With a well-established coal bed and splits that are actually splits and not only small round ones, they catch almost instantly and having a "raging fire" in 5 minutes is the norm and not the exception.
 
Even from a cold start, once the fire is raging enough to close the bypass it is raging enough to overtemp the chimney a short time later. That is, with my dry Douglas fir. I just have to assume that dense hardwoods from back east behave differently or else the manual wouldn’t ask for such a long char period.
 
Even from a cold start, once the fire is raging enough to close the bypass it is raging enough to overtemp the chimney a short time later. That is, with my dry Douglas fir. I just have to assume that dense hardwoods from back east behave differently or else the manual wouldn’t ask for such a long char period.
Piece size also is key.
 
Yea, that happens with me too. In fact, when loading, I can only get the first layer of splits in before good flames start licking up. It is hard to get a full load in. I never ever change my thermostat setting. I just leave it on its desired setting that I have found to be good. I just leave the door cracked open for about 3-5 minutes, then slam shut the bypass and the door and I am good to go.

Of course, I am burning super dry Ponderosa pine that has been dead for over 7 years.

I'm surprised by this and the approval of @BKVP. If my cat is in the active range upon reload, and fire starts immediately (as you noted), I never keep my door open. It provides cold air, hindering the best combustion and cooling the cat (yes, also if the bypass is open).

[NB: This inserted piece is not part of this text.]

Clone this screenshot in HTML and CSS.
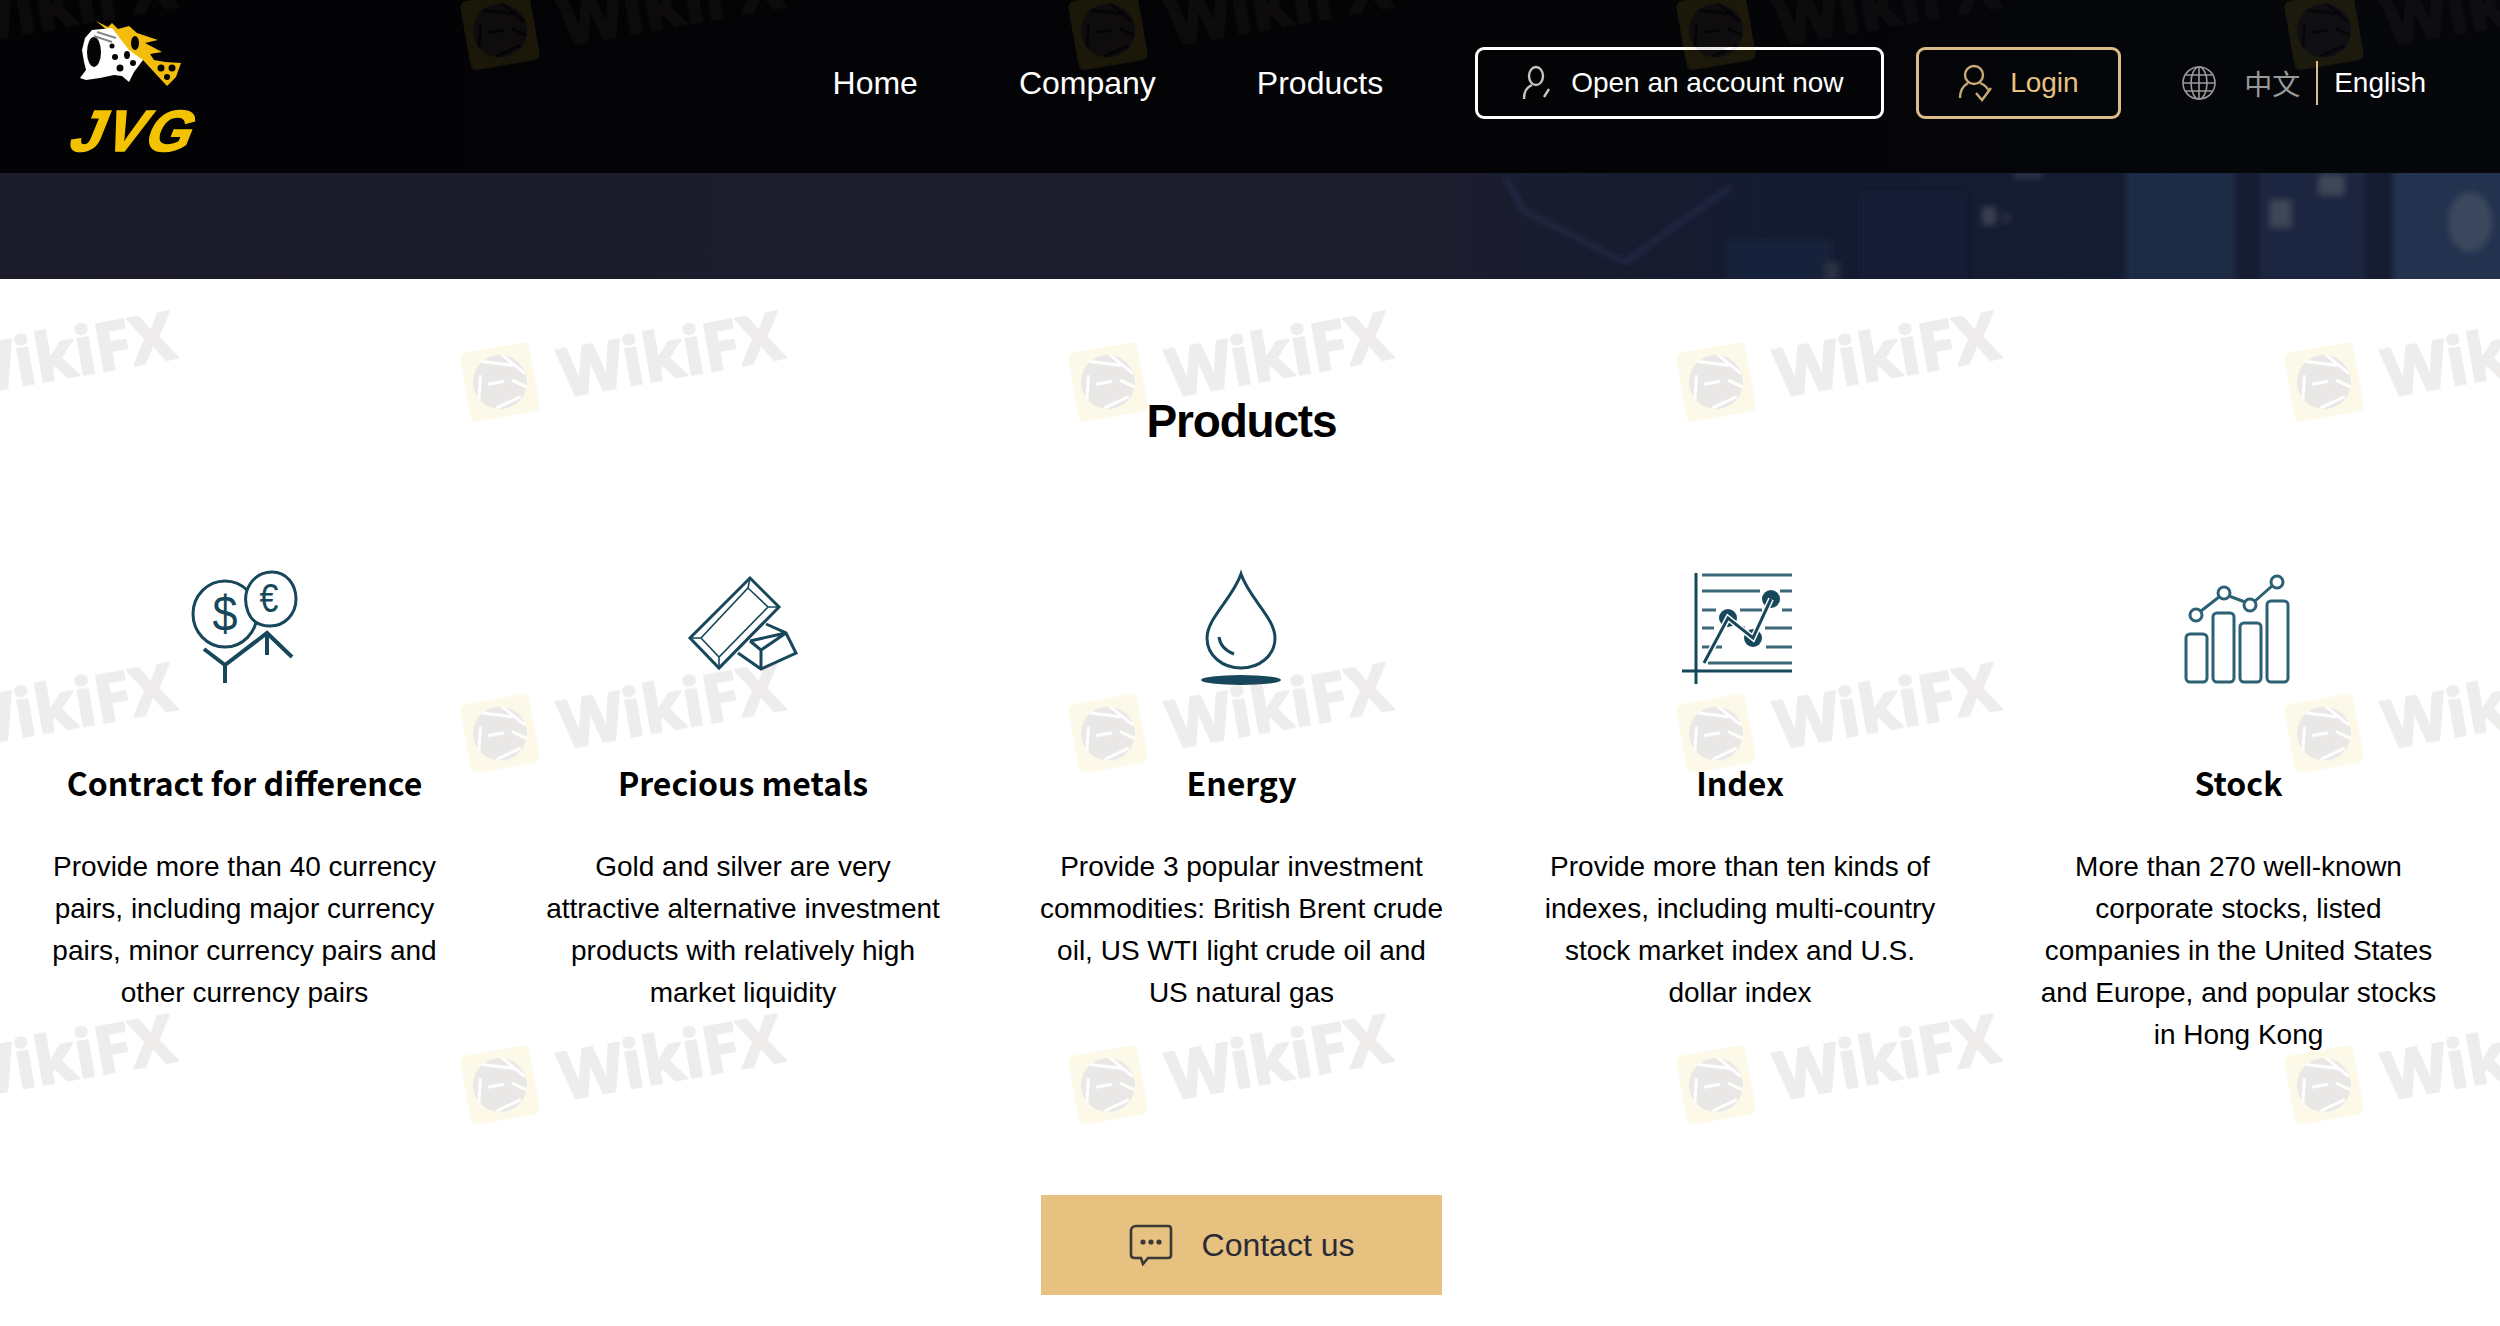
FILE: index.html
```html
<!DOCTYPE html>
<html lang="en">
<head>
<meta charset="utf-8">
<title>JVG Products</title>
<link rel="stylesheet" href="styles.css">
</head>
<body>
<div class="page">
  <header class="topbar">
    <a class="logo" href="#">
      <svg class="logo-art" viewBox="60 15 140 80">
        <path class="logo-gold" d="M96 21 108 27 112 23 118 29 129 26 137 33 158 40 145 43 162 52 150 54 154 60 165 62 181 63 176 77 167 86 154 72 143 60 125 63 116 43 107 30Z"/>
        <path class="logo-white" d="M92 30 112 28 129 50 143 60 134 72 129 82 122 76 114 75 100 78 86 80 80 78 86 70 84 62 82 50 85 38Z"/>
        <ellipse class="logo-dark" cx="94" cy="52" rx="7" ry="15"/>
        <path class="logo-line" d="M94 36 112 42M97 32 116 38"/>
        <circle class="logo-dark" cx="115" cy="57" r="3"/>
        <circle class="logo-dark" cx="120" cy="68" r="3.5"/>
        <circle class="logo-dark" cx="133" cy="63" r="3"/>
        <circle class="logo-dark" cx="112" cy="46" r="2.5"/>
        <ellipse class="logo-dark" cx="135" cy="43" rx="4" ry="7"/>
        <ellipse class="logo-dark" cx="127" cy="55" rx="3" ry="4"/>
        <circle class="logo-dark" cx="161" cy="68" r="3.5"/>
        <circle class="logo-dark" cx="172" cy="68" r="3.5"/>
        <circle class="logo-dark" cx="167" cy="77" r="3"/>
      </svg>
      <span class="logo-word">JVG</span>
    </a>
    <nav class="nav">
      <a href="#">Home</a>
      <a href="#">Company</a>
      <a href="#">Products</a>
    </nav>
    <a class="btn btn-open" href="#">
      <svg class="btn-icon" viewBox="1519 66 32 36">
        <ellipse cx="1535" cy="77" rx="7" ry="9"/>
        <path d="M1523 100C1523 92 1526 88 1531 86M1543 98 1548 90"/>
      </svg>
      Open an account now
    </a>
    <a class="btn btn-login" href="#">
      <svg class="btn-icon" viewBox="1956 64 36 38">
        <circle cx="1973" cy="75" r="9"/>
        <path d="M1959 98C1959 90 1962 86 1967 83M1979 83C1984 85 1987 88 1988 92M1975 93 1981 100 1990 88"/>
      </svg>
      Login
    </a>
    <div class="lang">
      <svg class="globe" viewBox="0 0 34 34">
        <circle cx="17" cy="17" r="16"/>
        <ellipse cx="17" cy="17" rx="8" ry="16"/>
        <path d="M17 1V33M1 17H33M4 9H30M4 25H30"/>
      </svg>
      <span class="lang-zh">中文</span>
      <span class="lang-en">English</span>
    </div>
  </header>

  <div class="band">
    <svg class="band-art" viewBox="0 173 2500 106" preserveAspectRatio="none">
      <defs>
        <linearGradient id="bandfade" x1="0" x2="1" y1="0" y2="0">
          <stop offset="0" stop-color="#1b1b2a"/>
          <stop offset=".55" stop-color="#1c1d2d"/>
          <stop offset=".72" stop-color="#141b30"/>
          <stop offset="1" stop-color="#161f36"/>
        </linearGradient>
        <filter id="soft" x="-5%" y="-5%" width="110%" height="110%"><feGaussianBlur stdDeviation="3"/></filter>
      </defs>
      <rect x="0" y="173" width="2500" height="106" fill="url(#bandfade)"/>
      <g filter="url(#soft)">
        <path class="band-line" d="M1505 177 1523 210 1625 262 1730 187"/>
        <rect x="1726" y="240" width="106" height="50" fill="#16223a"/>
        <rect x="1860" y="192" width="105" height="98" fill="#171f36"/>
        <rect x="2126" y="160" width="109" height="130" fill="#1b2a45"/>
        <rect x="2235" y="160" width="25" height="130" fill="#131c33"/>
        <rect x="2260" y="160" width="105" height="130" fill="#1a2741"/>
        <rect x="2365" y="160" width="28" height="130" fill="#121a30"/>
        <rect x="2393" y="160" width="117" height="130" fill="#243350"/>
        <rect x="1982" y="207" width="14" height="18" fill="#3a4052"/>
        <rect x="2003" y="213" width="6" height="10" fill="#30364a"/>
        <rect x="2014" y="173" width="28" height="4" fill="#3f4452"/>
        <rect x="2270" y="200" width="21" height="27" fill="#3c4759"/>
        <rect x="2319" y="175" width="25" height="20" fill="#3c4759"/>
        <rect x="1825" y="262" width="14" height="18" fill="#2a3042"/>
        <ellipse cx="2470" cy="222" rx="22" ry="30" fill="#3a465c"/>
      </g>
    </svg>
  </div>

  <main class="products">
    <h1 class="products-title">Products</h1>
    <div class="cards">
      <article class="card">
        <svg class="card-icon" viewBox="185 565 120 120">
          <ellipse cx="225" cy="614" rx="32" ry="33"/>
          <path class="white-fill" d="M248 612C240 590 254 572 272 572 287 572 296 585 296 599 296 614 285 626 270 626 260 626 252 622 248 612Z"/>
          <text class="icon-glyph" transform="translate(225 631) scale(.9 1)" x="0" y="0" font-size="50">$</text>
          <text class="icon-glyph" transform="translate(269 612) scale(.85 1)" x="0" y="0" font-size="40">€</text>
          <path class="thick" d="M204 649 225 665 267 633 292 657M225 665V683M267 633V655"/>
        </svg>
        <h2 class="card-title">Contract for difference</h2>
        <p class="card-text">Provide more than 40 currency pairs, including major currency pairs, minor currency pairs and other currency pairs</p>
      </article>
      <article class="card">
        <svg class="card-icon" viewBox="683 565 120 120">
          <path d="M750 578 779 607 719 668 690 638Z"/>
          <path class="thin" d="M748 588 768 607 719 657 701 638ZM750 578 748 588M779 607 768 607M719 668 719 657M690 638 701 638"/>
          <path d="M766 624 786 633 796 653 761 669 738 653M750 641 786 633M750 641 761 650 761 669M761 650 786 633"/>
        </svg>
        <h2 class="card-title">Precious metals</h2>
        <p class="card-text">Gold and silver are very attractive alternative investment products with relatively high market liquidity</p>
      </article>
      <article class="card">
        <svg class="card-icon" viewBox="1181 565 120 120">
          <path d="M1240 574C1232 598 1206 618 1206 638 1206 656 1222 668 1240 668 1258 668 1274 656 1274 638 1274 618 1248 598 1240 574Z"/>
          <path d="M1218 637C1219 645 1225 651 1233 654"/>
          <ellipse class="solid" cx="1240" cy="680" rx="40" ry="5"/>
        </svg>
        <h2 class="card-title">Energy</h2>
        <p class="card-text">Provide 3 popular investment commodities: British Brent crude oil, US WTI light crude oil and US natural gas</p>
      </article>
      <article class="card">
        <svg class="card-icon" viewBox="1680 565 120 120">
          <path d="M1696 573V684M1682 671H1792"/>
          <path class="grid-line" d="M1702 575H1792M1702 591H1760M1780 591H1792M1702 610H1716M1740 610H1762M1782 610H1792M1702 628H1714M1742 628H1745M1765 628H1792M1702 647H1722M1766 647H1792M1708 663H1792"/>
          <circle class="dot" cx="1728" cy="618" r="9"/>
          <circle class="dot" cx="1753" cy="638" r="9"/>
          <circle class="dot" cx="1771" cy="599" r="9"/>
          <path class="halo" d="M1704 663 1728 618 1753 638 1771 599"/>
          <path class="trend" d="M1704 663 1728 618 1753 638 1771 599"/>
        </svg>
        <h2 class="card-title">Index</h2>
        <p class="card-text">Provide more than ten kinds of indexes, including multi-country stock market index and U.S. dollar index</p>
      </article>
      <article class="card">
        <svg class="card-icon card-icon-light" viewBox="2180 565 120 120">
          <rect x="2187" y="634" width="21" height="48" rx="4"/>
          <rect x="2214" y="613" width="21" height="69" rx="4"/>
          <rect x="2241" y="623" width="21" height="59" rx="4"/>
          <rect x="2268" y="601" width="21" height="81" rx="4"/>
          <path d="M2202 611 2220 597M2230 596 2246 602M2256 601 2273 586"/>
          <circle cx="2197" cy="615" r="6"/>
          <circle cx="2225" cy="593" r="6"/>
          <circle cx="2251" cy="605" r="6"/>
          <circle cx="2278" cy="582" r="6"/>
        </svg>
        <h2 class="card-title">Stock</h2>
        <p class="card-text">More than 270 well-known corporate stocks, listed companies in the United States and Europe, and popular stocks in Hong Kong</p>
      </article>
    </div>
    <a class="contact" href="#">
      <svg class="contact-icon" viewBox="1128 1224 44 42">
        <path d="M1135 1226H1167C1169 1226 1170 1227 1170 1229V1255C1170 1257 1169 1258 1167 1258H1147L1142 1264 1140 1258H1134C1132 1258 1130 1257 1130 1255V1231C1130 1228 1132 1226 1135 1226Z"/>
        <circle class="contact-dot" cx="1142" cy="1242" r="2.6"/>
        <circle class="contact-dot" cx="1150" cy="1242" r="2.6"/>
        <circle class="contact-dot" cx="1158" cy="1242" r="2.6"/>
      </svg>
      Contact us
    </a>
  </main>

  <svg class="watermark" width="2500" height="1326" aria-hidden="true">
    <defs>
      <mask id="wm-slits" maskUnits="userSpaceOnUse" x="0" y="0" width="130" height="160">
        <rect width="130" height="160" fill="#fff"/>
        <path class="wm-slit" d="M66 55 86 78M44 58 76 68M52 107 78 100M36 96 42 72M72 82 86 92M48 82H64"/>
      </mask>
      <pattern id="wm" patternUnits="userSpaceOnUse" x="440" y="-51.5" width="608" height="351.5">
        <g transform="rotate(-10 60 82)">
          <path class="wm-tile" fill-rule="evenodd" d="M32 47H88Q95 47 95 54V110Q95 117 88 117H32Q25 117 25 110V54Q25 47 32 47ZM60 55A27 27 0 1 0 60 109A27 27 0 1 0 60 55Z"/>
          <circle class="wm-eagle" cx="60" cy="82" r="27" mask="url(#wm-slits)"/>
        </g>
        <text class="wm-text" transform="translate(124 97) rotate(-10)" x="0" y="0">WikiFX</text>
      </pattern>
    </defs>
    <rect width="2500" height="1326" fill="url(#wm)"/>
  </svg>
</div>
</body>
</html>
```
FILE: styles.css
```css
* {
  box-sizing: border-box;
}

html,
body {
  margin: 0;
  padding: 0;
  background: #fff;
}

body {
  font-family: "Liberation Sans", "Noto Sans CJK SC", sans-serif;
  color: #000;
  overflow: hidden;
}

a {
  color: inherit;
  text-decoration: none;
}

.page {
  position: relative;
  width: 2500px;
  height: 1326px;
  overflow: hidden;
}

.topbar {
  display: flex;
  align-items: center;
  height: 173px;
  padding: 0 74px 7px 0;
  background: linear-gradient(90deg, #030305 0%, #040406 60%, #05070b 100%);
  color: #fff;
  font-size: 28px;
}

.logo {
  display: flex;
  flex-direction: column;
  width: 140px;
  margin: 15px 0 0 60px;
  align-self: flex-start;
}

.logo-art {
  display: block;
  width: 140px;
  height: 80px;
}

.logo-gold {
  fill: #f2bd0c;
}

.logo-white {
  fill: #fff;
}

.logo-dark {
  fill: #050505;
}

.logo-line {
  fill: none;
  stroke: #888;
  stroke-width: 2;
}

.logo-word {
  display: block;
  margin: 16px 0 0 7px;
  font-weight: 700;
  font-size: 58px;
  line-height: 40px;
  letter-spacing: 2px;
  color: #f3c200;
  -webkit-text-stroke: 1.5px #f3c200;
  transform: skewX(-22deg);
  transform-origin: 0 39px;
}

.nav {
  display: flex;
  gap: 101px;
  margin-left: auto;
  margin-right: 92px;
  font-size: 32px;
}

.btn {
  display: flex;
  align-items: center;
  height: 72px;
  border: 3px solid #fff;
  border-radius: 9px;
  white-space: nowrap;
}

.btn-icon {
  fill: none;
  stroke: currentColor;
  stroke-width: 2.4;
}

.btn-open {
  width: 409px;
  padding-left: 42px;
  gap: 19px;
}

.btn-open .btn-icon {
  width: 32px;
  height: 36px;
  color: #c4c4c4;
}

.btn-login {
  width: 205px;
  margin-left: 32px;
  padding-left: 38px;
  gap: 17px;
  border-color: #dcbb8a;
  color: #e6c17f;
}

.btn-login .btn-icon {
  width: 36px;
  height: 38px;
  color: #c9a877;
}

.lang {
  display: flex;
  align-items: center;
  margin-left: 61px;
}

.globe {
  width: 34px;
  height: 34px;
  fill: none;
  stroke: #9a9a9a;
  stroke-width: 1.6;
}

.lang-zh {
  margin-left: 28px;
  padding-right: 16px;
  color: #999;
}

.lang-en {
  display: flex;
  align-items: center;
  height: 44px;
  padding-left: 16px;
  border-left: 2px solid #dcbb8a;
}

.band {
  height: 106px;
  background: #1b1b2a;
}

.band-art {
  display: block;
  width: 100%;
  height: 106px;
}

.band-line {
  fill: none;
  stroke: #2a3058;
  stroke-width: 3;
}

.products {
  display: flex;
  flex-direction: column;
  align-items: center;
  padding: 112px 17px 0 0;
}

.products-title {
  margin: 0;
  font-size: 46px;
  line-height: 60px;
  font-weight: 700;
  letter-spacing: -1.2px;
}

.cards {
  display: grid;
  grid-template-columns: repeat(5, 408px);
  column-gap: 90.5px;
  justify-content: center;
  width: 100%;
  height: 630px;
  margin-top: 114px;
}

.card {
  display: flex;
  flex-direction: column;
  align-items: center;
  text-align: center;
}

.card-icon {
  display: block;
  width: 120px;
  height: 120px;
  fill: none;
  stroke: #17475b;
  stroke-width: 3;
}

.card-icon .thick {
  stroke-width: 4;
}

.card-icon .thin {
  stroke-width: 1.6;
}

.card-icon .solid {
  fill: #17475b;
  stroke: none;
}

.card-icon .white-fill {
  fill: #fff;
}

.icon-glyph {
  fill: #17475b;
  stroke: none;
  font-family: "Liberation Sans", sans-serif;
  text-anchor: middle;
}

.card-icon .grid-line {
  stroke: #3c6878;
  stroke-width: 3;
}

.card-icon .dot {
  fill: #17475b;
  stroke: none;
}

.card-icon .halo {
  stroke: #fff;
  stroke-width: 6;
}

.card-icon .trend {
  stroke: #17475b;
  stroke-width: 3;
}

.card-icon-light {
  stroke: #2d6175;
}

.card-title {
  margin: 72px 0 0;
  font-family: "Noto Sans CJK SC", "Noto Sans", sans-serif;
  font-size: 32px;
  line-height: 50px;
  font-weight: 700;
  white-space: nowrap;
}

.card-text {
  margin: 39px 0 0;
  font-size: 28px;
  line-height: 42px;
}

.contact {
  display: flex;
  align-items: center;
  justify-content: center;
  gap: 29px;
  width: 401px;
  height: 100px;
  background: #e6c17f;
  color: #2a2a36;
  font-size: 32px;
}

.contact-icon {
  width: 44px;
  height: 42px;
  fill: none;
  stroke: #3b3838;
  stroke-width: 2.6;
}

.contact-dot {
  fill: #3b3838;
  stroke: none;
}

.watermark {
  position: absolute;
  top: 0;
  left: 0;
  pointer-events: none;
}

.wm-tile {
  fill: rgba(240, 200, 40, 0.1);
}

.wm-eagle {
  fill: rgba(90, 70, 70, 0.13);
}

.wm-slit {
  fill: none;
  stroke: #000;
  stroke-width: 3;
}

.wm-text {
  font-family: "Open Sans", sans-serif;
  font-weight: 700;
  font-size: 66px;
  fill: #5a3c3c;
  stroke: #5a3c3c;
  stroke-width: 2.5;
  stroke-linejoin: round;
  opacity: 0.1;
}
```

If extra air is needed, the best way is to do that through the designed air supply which preheats the air.

Regarding charring time, I do it until all is burning (at least in the front as I can't see in the back with a full load and flames in the front...). For pine at 15 pct that is a couple of minutes. For oak at 18 pct, it spreads a bit slower (often it catches in on e corner, and the fire there seems to suck enough air that it won't catch from the coals at the other side but slowly needs to spread there).

I think I have a bit too much draft (not measured yet) so I often do this initial phase at 4-5 pm on the swoosh because if I do it fully open, the flue probe will get out of range in 10 minutes.
 
I'm surprised by this and the approval of @BKVP. If my cat is in the active range upon reload, and fire starts immediately (as you noted), I never keep my door open. It provides cold air, hindering the best combustion and cooling the cat (yes, also if the bypass is open).

If extra air is needed, the best way is to do that through the designed air supply which preheats the air.

Regarding charring time, I do it until all is burning (at least in the front as I can't see in the back with a full load and flames in the front...). For pine at 15 pct that is a couple of minutes. For oak at 18 pct, it spreads a bit slower (often it catches in on e corner, and the fire there seems to suck enough air that it won't catch from the coals at the other side but slowly needs to spread there).

I think I have a bit too much draft (not measured yet) so I often do this initial phase at 4-5 pm on the swoosh because if I do it fully open, the flue probe will get out of range in 10 minutes.
3-5 minutes is acceptable, although dialing up the thermostat is also an option.